> **THE TASK**: Where a line holds "index", copy it.

::: DATA SECTION

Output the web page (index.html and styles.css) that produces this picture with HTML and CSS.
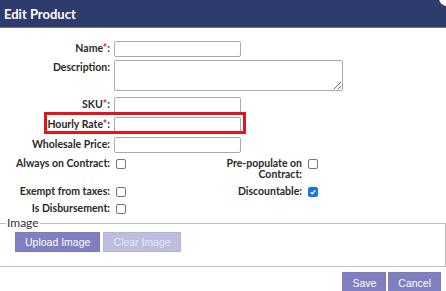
FILE: index.html
```html
<!DOCTYPE html>
<html lang="en">
<head>
    <meta charset="utf-8">
    <title>Edit Product</title>
    <link rel="stylesheet" href="styles.css">
</head>
<body>

<div class="dialog">
    <div class="titlebar">
        <span class="title">Edit Product</span>
        <span class="close"></span>
    </div>

    <form class="product-form">
        <div class="row row-name">
            <label class="lbl">Name<span class="req">*</span>:</label>
            <input type="text" class="txt">
        </div>
        <div class="row row-desc">
            <label class="lbl">Description:</label>
            <textarea class="area"></textarea>
        </div>
        <div class="row">
            <label class="lbl">SKU<span class="req">*</span>:</label>
            <input type="text" class="txt">
        </div>
        <div class="row">
            <label class="lbl">Hourly Rate<span class="req">*</span>:</label>
            <input type="text" class="txt">
            <span class="highlight"></span>
        </div>
        <div class="row">
            <label class="lbl">Wholesale Price:</label>
            <input type="text" class="txt">
        </div>

        <div class="checks">
            <label class="lbl">Always on Contract:</label>
            <input type="checkbox" class="chk">
            <label class="lbl">Pre-populate on Contract:</label>
            <input type="checkbox" class="chk">

            <label class="lbl">Exempt from taxes:</label>
            <input type="checkbox" class="chk">
            <label class="lbl">Discountable:</label>
            <input type="checkbox" class="chk" checked>

            <label class="lbl">Is Disbursement:</label>
            <input type="checkbox" class="chk">
        </div>

        <fieldset class="image-box">
            <legend>Image</legend>
            <div class="image-buttons">
                <button type="button" class="btn">Upload Image</button>
                <button type="button" class="btn btn-off">Clear Image</button>
            </div>
        </fieldset>

        <div class="actions">
            <button type="button" class="btn">Save</button>
            <button type="button" class="btn">Cancel</button>
        </div>
    </form>
</div>

</body>
</html>
```

FILE: styles.css
```css
body {
    margin: 0;
    background: #fff;
    font-family: Lato, "Liberation Sans", sans-serif;
    overflow: hidden;
}

.titlebar {
    position: relative;
    height: 27px;
    background: #2f3a6d;
    border-bottom: 1px solid #6a739c;
    overflow: hidden;
}

.title {
    display: block;
    padding: 6px 0 0 4px;
    color: #fff;
    font-size: 13px;
    font-weight: bold;
}

.close {
    position: absolute;
    right: -9px;
    top: -10px;
    width: 16px;
    height: 16px;
    border-radius: 50%;
    background: #fff;
}

.product-form {
    padding-top: 13px;
}

.row {
    position: relative;
    display: flex;
    align-items: flex-start;
    margin-bottom: 4px;
}

.row-name {
    margin-bottom: 3px;
}

.row-desc {
    margin-bottom: 6px;
}

.lbl {
    width: 110px;
    flex: none;
    text-align: right;
    font-size: 10.5px;
    font-weight: bold;
    color: #2a2a2a;
    line-height: 11px;
    padding-top: 2px;
}

.req {
    color: #e0202a;
}

.txt {
    width: 127px;
    height: 16px;
    margin: 0 0 0 4px;
    padding: 0 3px;
    box-sizing: border-box;
    border: 1px solid #a9a9a9;
    border-radius: 2px;
}

.area {
    width: 229px;
    height: 31px;
    margin: 0 0 0 4px;
    box-sizing: border-box;
    border: 1px solid #a9a9a9;
    border-radius: 2px;
    resize: both;
}

.highlight {
    position: absolute;
    left: 44px;
    top: -5px;
    width: 202px;
    height: 22px;
    box-sizing: border-box;
    border: 3px solid #e3141c;
}

.checks {
    display: grid;
    grid-template-columns: 110px 112px 80px 16px;
    row-gap: 6px;
    margin-top: 5px;
}

.checks .lbl {
    width: auto;
    padding-top: 0;
}

.chk {
    appearance: none;
    width: 10px;
    height: 10px;
    margin: 1px 0 0 6px;
    border: 1px solid #767676;
    border-radius: 2px;
    background: #fff;
}

.chk:checked {
    border-color: #1a73e8;
    background: #1a73e8 url("data:image/svg+xml,%3Csvg xmlns='http://www.w3.org/2000/svg' viewBox='0 0 10 10'%3E%3Cpath d='M2 5.2l2 2 4-4.4' fill='none' stroke='white' stroke-width='1.6'/%3E%3C/svg%3E") center/100% no-repeat;
}

.image-box {
    margin: 2px 0 0 0;
    padding: 2px 0 14px 6px;
    border: 1px solid #c0c0c0;
    border-left: none;
    min-width: 0;
}

.image-box legend {
    padding: 0 1px;
    font-size: 12px;
    line-height: 14px;
    color: #333;
}

.image-buttons {
    display: flex;
    gap: 3px;
    padding-left: 9px;
}

.btn {
    height: 20px;
    padding: 0 9px;
    border: 1px solid #7b7bb8;
    background: #8080c0;
    color: #fff;
    font-family: "Liberation Sans", Arial, sans-serif;
    font-size: 10.5px;
    margin: 0;
}

.btn-off {
    background: #bdbde0;
    border-color: #b5b5d8;
    color: #e6e6f4;
}

.actions {
    display: flex;
    justify-content: flex-end;
    gap: 2px;
    margin-top: 5px;
    padding-right: 5px;
}

.actions .btn {
    height: 22px;
}
```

::::::

> **CORRECT ANSWER**:
Output the web page (index.html and styles.css) that produces this picture with HTML and CSS.
FILE: index.html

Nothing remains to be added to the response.